▶ _Interface markup and scripts_:

***

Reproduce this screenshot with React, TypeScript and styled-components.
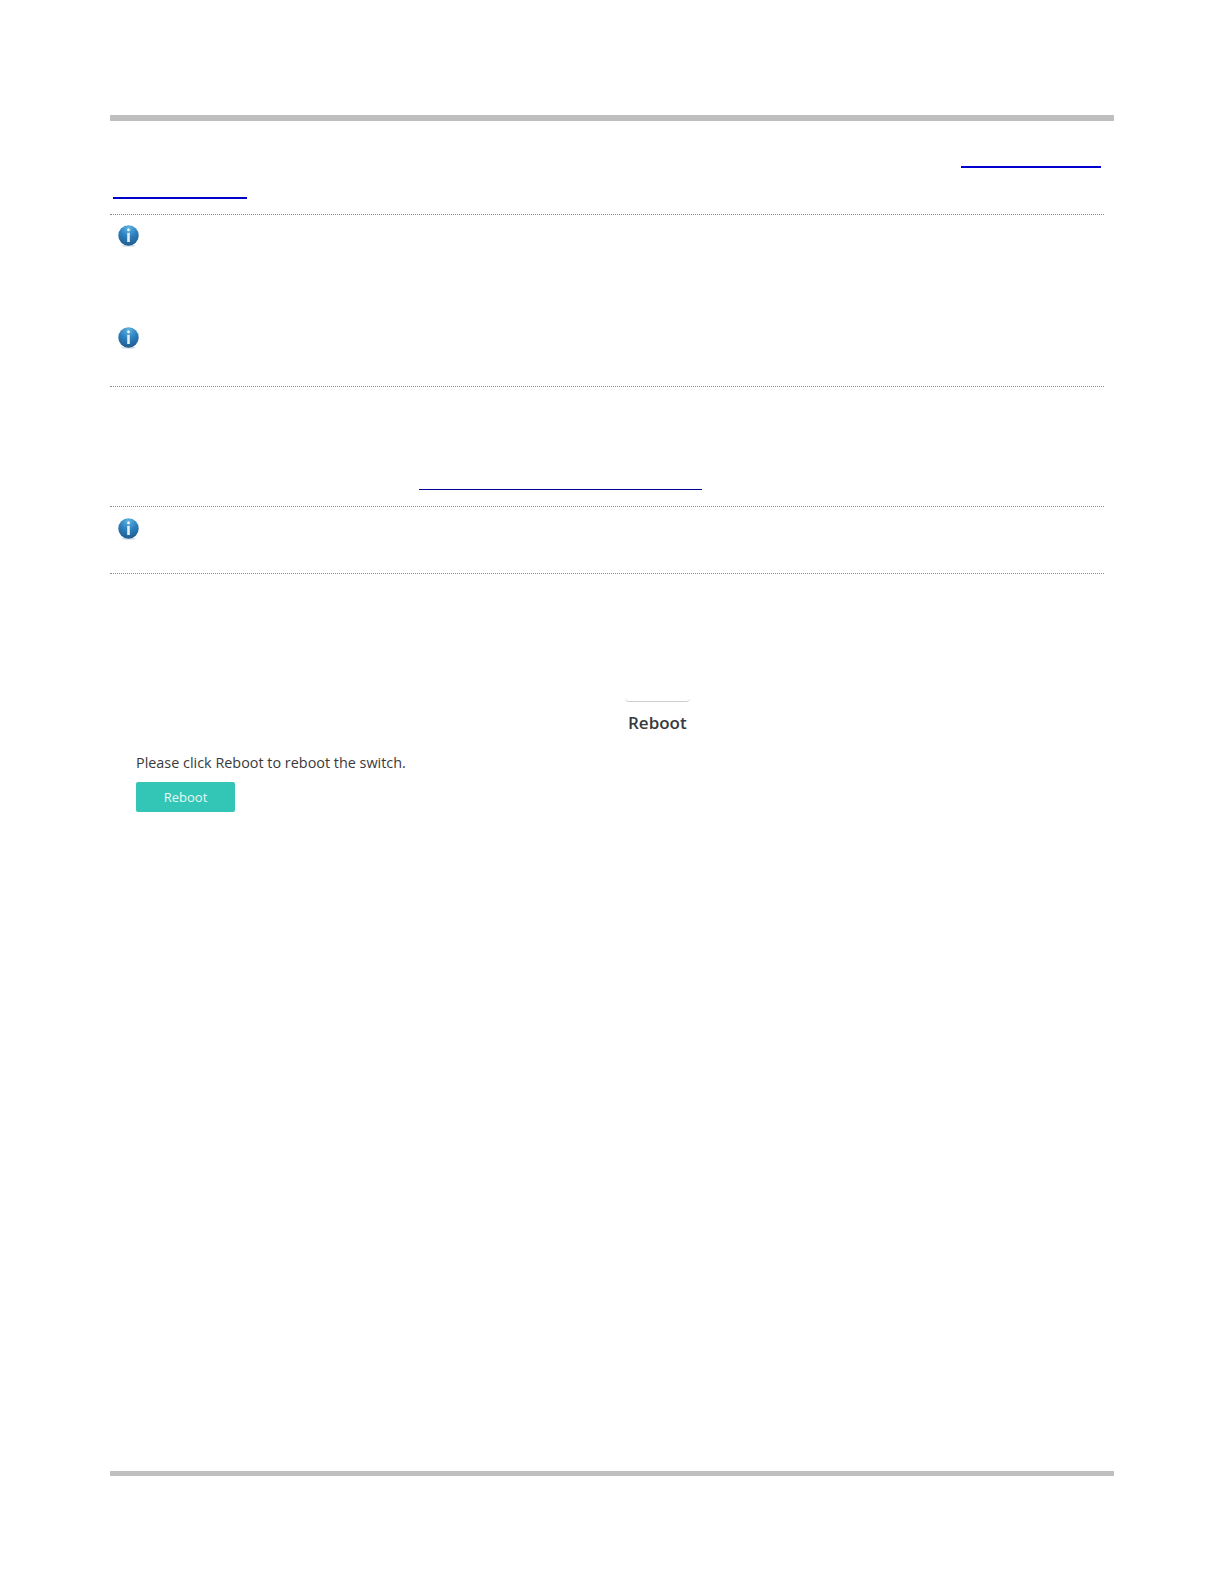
import React from "react";
import styled, { createGlobalStyle } from "styled-components";

const Global = createGlobalStyle`
  html, body { margin: 0; padding: 0; background: #fff; }
`;

const Page = styled.div`
  box-sizing: border-box;
  width: 1224px;
  height: 1584px;
  padding: 115px 0 0 110px;
  display: flex;
  flex-direction: column;
  font-family: "Open Sans", "Noto Sans", sans-serif;
`;

const PageRule = styled.div<{ $gap?: number; $height?: number }>`
  width: 1004px;
  height: ${(p) => p.$height ?? 6}px;
  flex: none;
  background: #bfbfbf;
  margin-top: ${(p) => p.$gap ?? 0}px;
`;

const LinkLine = styled.div<{ $width: number; $left: number; $top: number; $thick?: number; $color?: string }>`
  width: ${(p) => p.$width}px;
  height: ${(p) => p.$thick ?? 2}px;
  flex: none;
  margin-left: ${(p) => p.$left}px;
  margin-top: ${(p) => p.$top}px;
  background: ${(p) => p.$color ?? "#0000cc"};
`;

const NoteBox = styled.div<{ $top: number; $height: number; $inset?: number }>`
  box-sizing: border-box;
  width: 994px;
  height: ${(p) => p.$height}px;
  flex: none;
  margin-top: ${(p) => p.$top}px;
  padding: ${(p) => p.$inset ?? 10}px 0 0 8px;
  border-top: 1px dotted #8c8c8c;
  border-bottom: 1px dotted #8c8c8c;
  display: flex;
  flex-direction: column;
  gap: 80px;
`;

const IconSvg = styled.svg`
  display: block;
  width: 21px;
  height: 22px;
  flex: none;
`;

const InfoIcon = ({ id }: { id: string }) => (
  <IconSvg viewBox="0 0 21 22">
    <defs>
      <radialGradient id={id} cx="50%" cy="12%" r="90%">
        <stop offset="0%" stopColor="#5fb4e2" />
        <stop offset="50%" stopColor="#2c7fbd" />
        <stop offset="100%" stopColor="#1f5a8e" />
      </radialGradient>
    </defs>
    <ellipse cx="10.5" cy="20.7" rx="7" ry="1.1" fill="#d3dde3" />
    <circle cx="10.5" cy="10.5" r="10.2" fill={`url(#${id})`} />
    <rect x="9.2" y="3.6" width="2.6" height="2.6" rx="1" fill="#f4f9fc" />
    <rect x="9.2" y="7.8" width="2.6" height="9.2" fill="#e4eff6" />
  </IconSvg>
);

const Screenshot = styled.div`
  display: flex;
  flex-direction: column;
  align-items: flex-start;
  margin-top: 124px;
  width: 1004px;
`;

const TabCap = styled.div`
  width: 65px;
  height: 4px;
  margin-left: 515px;
  box-sizing: border-box;
  border-bottom: 1px solid #cfcfcf;
  border-radius: 0 0 5px 5px;
`;

const TabTitle = styled.div`
  margin: 9px 0 0 518px;
  font-size: 17px;
  line-height: 24px;
  font-weight: 600;
  color: #36393d;
`;

const Message = styled.div`
  margin: 18px 0 0 26px;
  font-size: 14.4px;
  line-height: 20px;
  color: #3a3a3a;
`;

const Button = styled.button`
  box-sizing: border-box;
  width: 99px;
  height: 30px;
  margin: 9px 0 0 26px;
  padding: 0;
  border: 0;
  border-radius: 2px;
  background: #33c6b7;
  color: #e6f8f5;
  font-family: inherit;
  font-size: 13px;
  line-height: 30px;
  text-align: center;
`;

export default function App() {
  return (
    <Page>
      <Global />
      <PageRule />
      <LinkLine $left={851} $top={45} $width={140} />
      <LinkLine $left={3} $top={29} $width={134} />
      <NoteBox $top={15} $height={173}>
        <InfoIcon id="info-a" />
        <InfoIcon id="info-b" />
      </NoteBox>
      <LinkLine $left={309} $top={102} $width={283} $thick={1} $color="#000099" />
      <NoteBox $top={16} $height={68} $inset={11}>
        <InfoIcon id="info-c" />
      </NoteBox>
      <Screenshot>
        <TabCap />
        <TabTitle>Reboot</TabTitle>
        <Message>Please click Reboot to reboot the switch.</Message>
        <Button>Reboot</Button>
      </Screenshot>
      <PageRule $gap={659} $height={5} />
    </Page>
  );
}
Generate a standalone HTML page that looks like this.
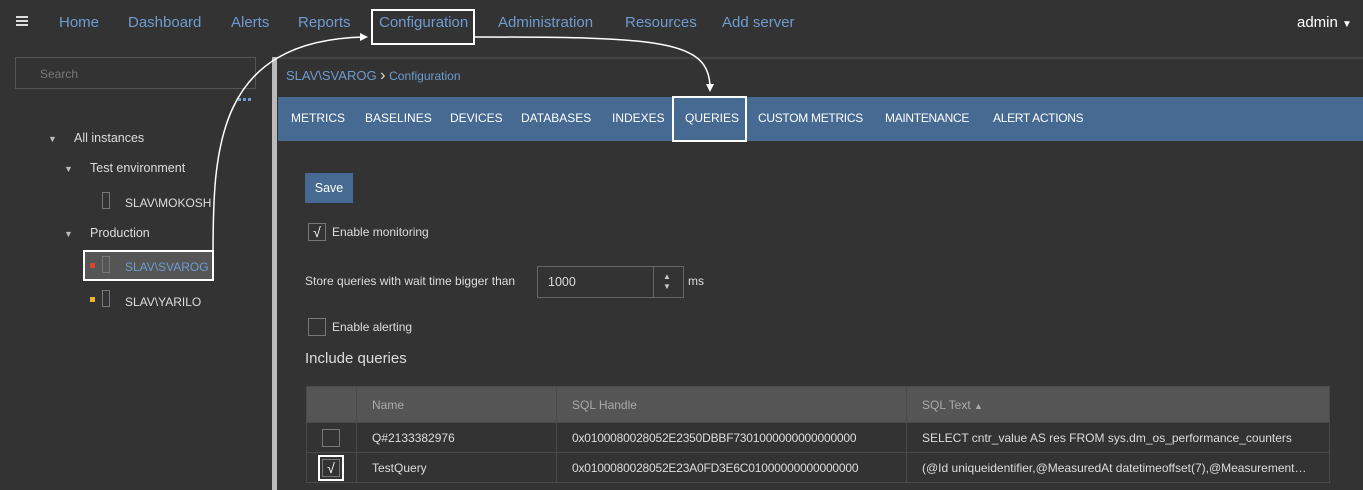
<!DOCTYPE html>
<html><head><meta charset="utf-8"><style>
*{margin:0;padding:0;box-sizing:border-box}
body{width:1363px;height:490px;background:#333;font-family:"Liberation Sans",sans-serif;color:#ddd;position:relative;overflow:hidden;font-size:12px}
.a{position:absolute;white-space:nowrap}
.nav{color:#6f9bd0;font-size:15px;top:14px}
.tab{color:#fff;font-size:12px;top:111px}
.cb{position:absolute;width:18px;height:18px;border:1px solid #777}
td,th{border:1px solid #4a4a4a;padding:0 15px;text-align:left;font-weight:normal;height:30px;font-size:12px}
th{background:#555;color:#aaa;height:36px}
td{color:#ddd}
</style></head><body>
<div class="a" style="left:16px;top:16px;width:12px;height:2px;background:#ddd;box-shadow:0 4px 0 #ddd,0 8px 0 #ddd"></div>
<div class="a nav" style="left:59px">Home</div>
<div class="a nav" style="left:128px">Dashboard</div>
<div class="a nav" style="left:231px">Alerts</div>
<div class="a nav" style="left:298px">Reports</div>
<div class="a nav" style="left:379px">Configuration</div>
<div class="a" style="left:371px;top:9px;width:104px;height:36px;border:2px solid #fff"></div>
<div class="a nav" style="left:498px">Administration</div>
<div class="a nav" style="left:625px">Resources</div>
<div class="a nav" style="left:722px">Add server</div>
<div class="a" style="left:1297px;top:14px;font-size:15px;color:#fff">admin <span style="font-size:10px">▼</span></div>

<div class="a" style="left:15px;top:57px;width:241px;height:32px;border:1px solid #555"></div>
<div class="a" style="left:40px;top:67px;color:#777">Search</div>
<div class="a" style="left:238px;top:98px;width:13px;height:3px;border-top:3px dotted #6f9bd0"></div>
<div class="a" style="left:48px;top:134px;font-size:9px;color:#bbb">▼</div><div class="a" style="left:74px;top:131px;font-size:12.5px">All instances</div>
<div class="a" style="left:64px;top:164px;font-size:9px;color:#bbb">▼</div><div class="a" style="left:90px;top:161px;font-size:12.5px">Test environment</div>
<div class="a" style="left:102px;top:192px;width:8px;height:17px;border:1px solid #777"></div><div class="a" style="left:125px;top:196px;font-size:12px">SLAV\MOKOSH</div>
<div class="a" style="left:64px;top:229px;font-size:9px;color:#bbb">▼</div><div class="a" style="left:90px;top:226px;font-size:12.5px">Production</div>
<div class="a" style="left:83px;top:250px;width:131px;height:31px;background:#555;border:2px solid #fff"></div>
<div class="a" style="left:90px;top:263px;width:5px;height:5px;background:#e04030"></div>
<div class="a" style="left:102px;top:256px;width:8px;height:17px;border:1px solid #777"></div><div class="a" style="left:125px;top:260px;font-size:12px;color:#6f9bd0">SLAV\SVAROG</div>
<div class="a" style="left:90px;top:297px;width:5px;height:5px;background:#f0b030"></div>
<div class="a" style="left:102px;top:290px;width:8px;height:17px;border:1px solid #777"></div><div class="a" style="left:125px;top:295px;font-size:12px">SLAV\YARILO</div>

<div class="a" style="left:272px;top:57px;width:5px;height:433px;background:#bbb"></div>
<div class="a" style="left:278px;top:57px;width:1085px;height:2px;background:#444"></div>
<div class="a" style="left:286px;top:67px;font-size:13px;color:#6f9bd0">SLAV\SVAROG <span style="color:#ddd;font-size:16px">›</span> <span style="font-size:12px">Configuration</span></div>
<div class="a" style="left:278px;top:97px;width:1085px;height:44px;background:#466a92"></div>
<div class="a tab" style="left:291px">METRICS</div>
<div class="a tab" style="left:365px">BASELINES</div>
<div class="a tab" style="left:450px">DEVICES</div>
<div class="a tab" style="left:521px">DATABASES</div>
<div class="a tab" style="left:612px">INDEXES</div>
<div class="a tab" style="left:685px">QUERIES</div>
<div class="a" style="left:672px;top:96px;width:75px;height:46px;border:2px solid #fff"></div>
<div class="a tab" style="left:758px;letter-spacing:-0.3px">CUSTOM METRICS</div>
<div class="a tab" style="left:885px;letter-spacing:-0.3px">MAINTENANCE</div>
<div class="a tab" style="left:993px;letter-spacing:-0.3px">ALERT ACTIONS</div>

<svg class="a" style="left:0;top:0" width="1363" height="490"><path d="M213 258 C213 150 215 40 365 37" fill="none" stroke="#fff" stroke-width="1.5"/><path d="M360 33 L368 37 L360 41Z" fill="#fff"/><path d="M475 37 C660 37 710 40 710 88" fill="none" stroke="#fff" stroke-width="1.5"/><path d="M706 84 L710 92 L714 84Z" fill="#fff"/></svg>

<div class="a" style="left:305px;top:173px;width:48px;height:30px;background:#466a92;color:#fff;font-size:12.5px;text-align:center;line-height:30px">Save</div>
<div class="cb" style="left:308px;top:223px;color:#fff;font-size:14px;line-height:16px;text-align:center">√</div>
<div class="a" style="left:332px;top:225px;font-size:12px">Enable monitoring</div>
<div class="a" style="left:305px;top:274px;font-size:12px">Store queries with wait time bigger than</div>
<div class="a" style="left:537px;top:266px;width:147px;height:32px;border:1px solid #666"></div>
<div class="a" style="left:653px;top:266px;width:1px;height:32px;background:#666"></div>
<div class="a" style="left:663px;top:272px;font-size:8px;line-height:10px;color:#ccc">▲<br>▼</div>
<div class="a" style="left:548px;top:275px;font-size:12.5px">1000</div>
<div class="a" style="left:688px;top:274px;font-size:12px">ms</div>
<div class="cb" style="left:308px;top:318px"></div>
<div class="a" style="left:332px;top:320px;font-size:12px">Enable alerting</div>
<div class="a" style="left:305px;top:350px;font-size:15px">Include queries</div>

<table class="a" style="left:306px;top:386px;width:1024px;border-collapse:collapse">
<tr><th style="width:50px"></th><th style="width:200px">Name</th><th style="width:350px">SQL Handle</th><th>SQL Text <span style="font-size:9px">▲</span></th></tr>
<tr><td></td><td>Q#2133382976</td><td style="letter-spacing:-0.2px">0x0100080028052E2350DBBF7301000000000000000</td><td>SELECT cntr_value AS res FROM sys.dm_os_performance_counters</td></tr>
<tr><td></td><td>TestQuery</td><td style="letter-spacing:-0.2px">0x0100080028052E23A0FD3E6C01000000000000000</td><td>(@Id uniqueidentifier,@MeasuredAt datetimeoffset(7),@Measurement…</td></tr>
</table>
<div class="cb" style="left:322px;top:429px"></div>
<div class="a" style="left:318px;top:455px;width:26px;height:26px;border:2px solid #fff"></div>
<div class="cb" style="left:322px;top:459px;color:#fff;font-size:14px;line-height:16px;text-align:center">√</div>
</body></html>
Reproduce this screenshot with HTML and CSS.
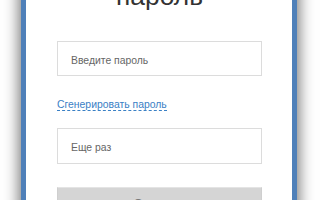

***

▶ _What you will do_: Using the listing above, say how many of its lines contain the string "components", giving nothing but the figure.

▶ _Exercise result_: 2